**EXERCISE DIRECTIONS**
Gather every line that includes the word "this", please.

**GIVEN INFORMATION**
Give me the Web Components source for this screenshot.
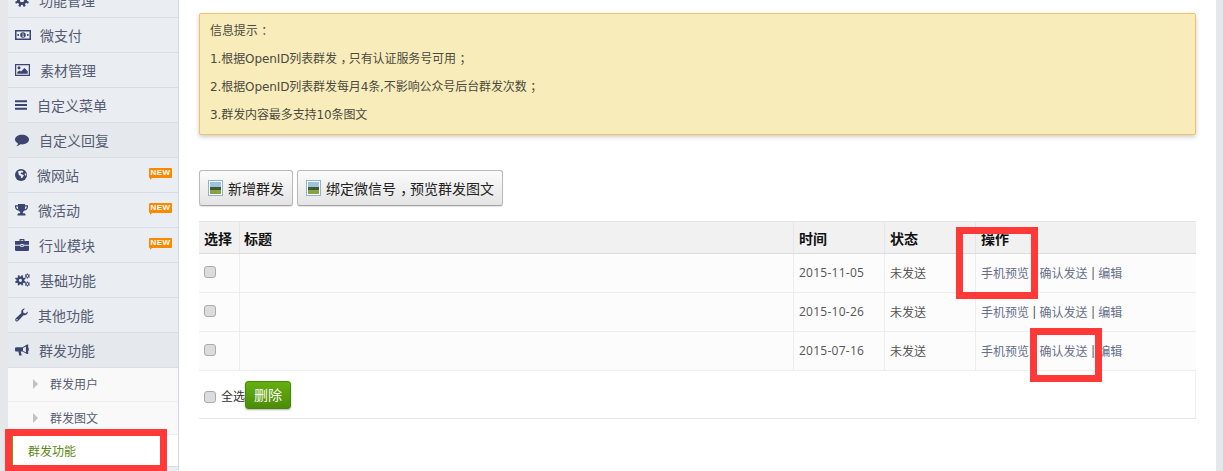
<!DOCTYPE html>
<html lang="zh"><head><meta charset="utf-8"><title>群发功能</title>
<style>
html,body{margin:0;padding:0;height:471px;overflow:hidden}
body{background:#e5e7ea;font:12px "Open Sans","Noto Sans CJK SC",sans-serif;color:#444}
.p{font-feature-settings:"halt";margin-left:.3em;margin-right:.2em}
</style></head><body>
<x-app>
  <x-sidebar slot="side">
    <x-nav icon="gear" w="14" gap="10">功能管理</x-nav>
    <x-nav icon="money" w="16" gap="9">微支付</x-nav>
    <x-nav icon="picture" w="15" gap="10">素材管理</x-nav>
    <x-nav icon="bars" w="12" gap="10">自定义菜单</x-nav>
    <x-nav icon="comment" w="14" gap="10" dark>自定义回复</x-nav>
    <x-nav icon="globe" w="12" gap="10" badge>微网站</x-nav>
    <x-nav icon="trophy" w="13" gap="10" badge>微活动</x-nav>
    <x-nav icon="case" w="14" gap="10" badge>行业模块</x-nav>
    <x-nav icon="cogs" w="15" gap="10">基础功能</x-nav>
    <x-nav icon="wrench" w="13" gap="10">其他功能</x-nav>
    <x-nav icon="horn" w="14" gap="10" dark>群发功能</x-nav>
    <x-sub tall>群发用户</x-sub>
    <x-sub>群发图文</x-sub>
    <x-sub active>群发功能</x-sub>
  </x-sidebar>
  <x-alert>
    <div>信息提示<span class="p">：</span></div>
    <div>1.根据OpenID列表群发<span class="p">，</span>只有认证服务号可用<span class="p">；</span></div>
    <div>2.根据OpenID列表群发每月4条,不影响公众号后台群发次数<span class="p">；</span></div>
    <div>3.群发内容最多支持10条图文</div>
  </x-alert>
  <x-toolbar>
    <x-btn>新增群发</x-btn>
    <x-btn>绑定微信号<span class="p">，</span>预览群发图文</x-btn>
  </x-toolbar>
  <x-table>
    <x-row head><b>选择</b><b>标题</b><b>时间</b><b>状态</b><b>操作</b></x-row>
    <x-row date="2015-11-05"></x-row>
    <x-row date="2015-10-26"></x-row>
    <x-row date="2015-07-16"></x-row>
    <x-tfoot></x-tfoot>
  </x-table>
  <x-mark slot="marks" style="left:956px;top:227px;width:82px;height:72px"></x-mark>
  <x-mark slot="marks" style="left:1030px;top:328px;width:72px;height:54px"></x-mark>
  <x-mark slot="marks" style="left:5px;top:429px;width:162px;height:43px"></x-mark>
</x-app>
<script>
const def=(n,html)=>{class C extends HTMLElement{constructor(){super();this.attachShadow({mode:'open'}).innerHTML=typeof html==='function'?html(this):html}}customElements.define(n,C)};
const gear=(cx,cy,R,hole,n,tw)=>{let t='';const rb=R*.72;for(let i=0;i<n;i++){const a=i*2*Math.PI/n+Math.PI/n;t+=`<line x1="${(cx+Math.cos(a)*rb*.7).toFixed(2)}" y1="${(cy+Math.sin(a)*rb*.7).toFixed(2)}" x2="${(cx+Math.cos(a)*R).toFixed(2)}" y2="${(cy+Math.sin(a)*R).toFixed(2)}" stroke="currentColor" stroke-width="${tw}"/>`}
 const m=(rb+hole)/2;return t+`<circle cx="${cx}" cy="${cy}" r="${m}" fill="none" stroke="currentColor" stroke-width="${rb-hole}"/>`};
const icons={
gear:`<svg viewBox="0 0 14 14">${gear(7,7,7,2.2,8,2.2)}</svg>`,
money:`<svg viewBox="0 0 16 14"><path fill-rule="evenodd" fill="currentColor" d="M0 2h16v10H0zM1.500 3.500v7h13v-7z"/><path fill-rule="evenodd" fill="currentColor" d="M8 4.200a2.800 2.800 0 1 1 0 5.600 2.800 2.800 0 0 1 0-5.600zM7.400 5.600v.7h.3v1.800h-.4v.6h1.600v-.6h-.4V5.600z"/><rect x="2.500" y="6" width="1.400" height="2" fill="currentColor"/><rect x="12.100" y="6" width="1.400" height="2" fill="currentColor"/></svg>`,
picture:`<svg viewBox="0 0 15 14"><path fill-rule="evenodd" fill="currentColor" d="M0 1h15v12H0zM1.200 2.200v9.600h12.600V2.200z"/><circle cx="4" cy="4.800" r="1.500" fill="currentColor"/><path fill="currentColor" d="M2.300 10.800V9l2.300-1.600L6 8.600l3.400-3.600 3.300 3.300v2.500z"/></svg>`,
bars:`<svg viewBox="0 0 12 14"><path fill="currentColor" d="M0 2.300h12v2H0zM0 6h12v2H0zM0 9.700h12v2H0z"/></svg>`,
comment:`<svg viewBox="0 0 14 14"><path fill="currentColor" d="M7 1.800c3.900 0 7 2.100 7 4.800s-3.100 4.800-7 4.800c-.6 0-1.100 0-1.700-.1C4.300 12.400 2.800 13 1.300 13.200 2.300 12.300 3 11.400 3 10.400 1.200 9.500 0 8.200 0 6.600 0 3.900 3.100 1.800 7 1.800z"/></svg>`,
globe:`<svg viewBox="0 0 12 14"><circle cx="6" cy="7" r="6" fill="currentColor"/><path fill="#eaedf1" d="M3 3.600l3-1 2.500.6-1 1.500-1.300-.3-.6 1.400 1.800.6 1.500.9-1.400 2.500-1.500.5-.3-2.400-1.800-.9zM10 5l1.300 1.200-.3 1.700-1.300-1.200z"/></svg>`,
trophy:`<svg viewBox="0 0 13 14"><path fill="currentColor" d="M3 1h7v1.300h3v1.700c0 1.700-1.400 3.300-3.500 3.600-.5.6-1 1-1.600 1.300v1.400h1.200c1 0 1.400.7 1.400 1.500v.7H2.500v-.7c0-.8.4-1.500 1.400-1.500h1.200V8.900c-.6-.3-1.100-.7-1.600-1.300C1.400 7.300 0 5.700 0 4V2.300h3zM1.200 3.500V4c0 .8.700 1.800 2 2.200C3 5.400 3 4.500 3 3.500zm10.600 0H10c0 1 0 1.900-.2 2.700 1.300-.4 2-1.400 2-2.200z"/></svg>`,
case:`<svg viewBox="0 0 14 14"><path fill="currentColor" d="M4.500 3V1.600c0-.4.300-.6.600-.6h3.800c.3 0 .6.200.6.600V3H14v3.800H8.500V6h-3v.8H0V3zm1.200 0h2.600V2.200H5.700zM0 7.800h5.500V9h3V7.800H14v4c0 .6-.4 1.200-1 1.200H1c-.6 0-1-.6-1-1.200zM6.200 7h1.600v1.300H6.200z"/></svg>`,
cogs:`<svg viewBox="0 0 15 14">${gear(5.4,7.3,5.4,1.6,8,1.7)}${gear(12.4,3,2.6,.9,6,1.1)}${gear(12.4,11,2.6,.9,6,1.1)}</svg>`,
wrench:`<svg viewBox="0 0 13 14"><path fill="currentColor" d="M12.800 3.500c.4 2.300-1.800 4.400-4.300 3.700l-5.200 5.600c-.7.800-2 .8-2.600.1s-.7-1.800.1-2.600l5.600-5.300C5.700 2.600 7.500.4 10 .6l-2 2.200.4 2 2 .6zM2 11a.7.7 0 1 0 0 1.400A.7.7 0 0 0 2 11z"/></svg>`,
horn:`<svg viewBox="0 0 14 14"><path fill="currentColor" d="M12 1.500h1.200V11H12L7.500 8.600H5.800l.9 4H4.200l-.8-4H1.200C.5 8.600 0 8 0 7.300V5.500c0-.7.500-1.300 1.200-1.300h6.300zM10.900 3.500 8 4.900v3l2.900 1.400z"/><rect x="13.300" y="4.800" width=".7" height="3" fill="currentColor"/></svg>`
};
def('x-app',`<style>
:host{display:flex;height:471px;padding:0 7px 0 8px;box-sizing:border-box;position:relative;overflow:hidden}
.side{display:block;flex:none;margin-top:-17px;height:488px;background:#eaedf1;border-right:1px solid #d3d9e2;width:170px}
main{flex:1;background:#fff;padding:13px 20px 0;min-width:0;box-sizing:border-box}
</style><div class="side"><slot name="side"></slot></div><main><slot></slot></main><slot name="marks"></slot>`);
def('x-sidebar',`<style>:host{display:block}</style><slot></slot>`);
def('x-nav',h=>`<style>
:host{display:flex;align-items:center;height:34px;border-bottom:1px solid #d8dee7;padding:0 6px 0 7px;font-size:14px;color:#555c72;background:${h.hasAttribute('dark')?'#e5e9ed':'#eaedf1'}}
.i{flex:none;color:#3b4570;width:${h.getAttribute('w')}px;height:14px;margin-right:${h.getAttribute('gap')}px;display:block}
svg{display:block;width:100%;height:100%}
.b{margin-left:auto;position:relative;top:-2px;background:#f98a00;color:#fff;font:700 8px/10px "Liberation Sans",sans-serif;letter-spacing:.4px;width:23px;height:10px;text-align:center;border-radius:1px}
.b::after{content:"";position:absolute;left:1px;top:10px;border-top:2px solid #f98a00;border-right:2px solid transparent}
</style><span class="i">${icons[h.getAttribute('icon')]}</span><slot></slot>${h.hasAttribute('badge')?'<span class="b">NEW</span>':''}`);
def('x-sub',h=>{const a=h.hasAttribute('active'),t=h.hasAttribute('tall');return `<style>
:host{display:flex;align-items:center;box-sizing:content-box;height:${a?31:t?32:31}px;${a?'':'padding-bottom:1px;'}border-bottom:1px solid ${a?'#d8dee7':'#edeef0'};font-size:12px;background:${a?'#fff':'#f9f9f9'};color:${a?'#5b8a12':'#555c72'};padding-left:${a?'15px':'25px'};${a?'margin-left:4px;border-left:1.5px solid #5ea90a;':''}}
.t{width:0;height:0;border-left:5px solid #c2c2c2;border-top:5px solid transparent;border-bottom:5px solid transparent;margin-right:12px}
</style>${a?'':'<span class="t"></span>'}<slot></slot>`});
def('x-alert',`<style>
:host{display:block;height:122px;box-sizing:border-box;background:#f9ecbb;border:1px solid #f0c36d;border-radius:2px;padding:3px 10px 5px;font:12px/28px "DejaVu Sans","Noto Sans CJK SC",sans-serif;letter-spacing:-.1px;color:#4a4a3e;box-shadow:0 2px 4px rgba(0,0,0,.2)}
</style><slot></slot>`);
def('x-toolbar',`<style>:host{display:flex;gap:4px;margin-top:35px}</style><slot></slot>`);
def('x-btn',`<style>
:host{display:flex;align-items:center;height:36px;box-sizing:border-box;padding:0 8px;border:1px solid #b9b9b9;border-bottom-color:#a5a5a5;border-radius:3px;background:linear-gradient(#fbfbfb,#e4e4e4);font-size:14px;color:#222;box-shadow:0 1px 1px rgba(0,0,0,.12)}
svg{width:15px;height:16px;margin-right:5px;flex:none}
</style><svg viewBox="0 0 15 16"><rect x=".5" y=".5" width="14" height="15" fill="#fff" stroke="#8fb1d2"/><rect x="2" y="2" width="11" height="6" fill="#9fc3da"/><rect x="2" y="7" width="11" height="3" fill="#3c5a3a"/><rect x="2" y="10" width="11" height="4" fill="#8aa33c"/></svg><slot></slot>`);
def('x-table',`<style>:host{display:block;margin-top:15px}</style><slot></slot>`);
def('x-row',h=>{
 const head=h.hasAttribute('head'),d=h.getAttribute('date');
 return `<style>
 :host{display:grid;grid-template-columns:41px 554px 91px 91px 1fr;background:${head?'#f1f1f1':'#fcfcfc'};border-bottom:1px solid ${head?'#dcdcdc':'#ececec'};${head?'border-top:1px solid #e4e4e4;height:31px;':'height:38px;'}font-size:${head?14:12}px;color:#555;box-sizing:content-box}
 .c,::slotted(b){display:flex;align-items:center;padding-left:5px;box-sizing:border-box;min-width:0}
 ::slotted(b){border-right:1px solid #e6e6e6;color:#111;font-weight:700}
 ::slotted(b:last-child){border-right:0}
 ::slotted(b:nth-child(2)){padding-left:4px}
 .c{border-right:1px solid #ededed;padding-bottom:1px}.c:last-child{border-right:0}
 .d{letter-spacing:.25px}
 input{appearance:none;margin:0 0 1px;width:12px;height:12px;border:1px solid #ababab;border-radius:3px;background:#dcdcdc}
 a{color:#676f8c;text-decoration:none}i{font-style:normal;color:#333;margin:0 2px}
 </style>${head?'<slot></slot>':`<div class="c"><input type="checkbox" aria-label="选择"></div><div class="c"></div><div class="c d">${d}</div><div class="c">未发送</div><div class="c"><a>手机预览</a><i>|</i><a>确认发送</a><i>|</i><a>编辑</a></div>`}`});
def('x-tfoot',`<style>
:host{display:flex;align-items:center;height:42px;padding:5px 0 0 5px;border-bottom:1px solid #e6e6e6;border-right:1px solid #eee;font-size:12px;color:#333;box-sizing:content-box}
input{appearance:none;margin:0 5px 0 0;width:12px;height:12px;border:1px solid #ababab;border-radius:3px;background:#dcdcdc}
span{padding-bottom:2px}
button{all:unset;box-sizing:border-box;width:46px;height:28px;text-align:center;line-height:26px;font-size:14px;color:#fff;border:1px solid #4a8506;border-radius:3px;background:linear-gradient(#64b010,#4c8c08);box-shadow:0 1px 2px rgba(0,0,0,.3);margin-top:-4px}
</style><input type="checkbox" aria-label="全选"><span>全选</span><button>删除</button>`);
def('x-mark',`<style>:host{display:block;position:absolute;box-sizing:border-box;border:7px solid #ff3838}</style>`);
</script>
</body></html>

**FULL RESPONSE**
Give me the Web Components source for this screenshot.
const def=(n,html)=>{class C extends HTMLElement{constructor(){super();this.attachShadow({mode:'open'}).innerHTML=typeof html==='function'?html(this):html}}customElements.define(n,C)};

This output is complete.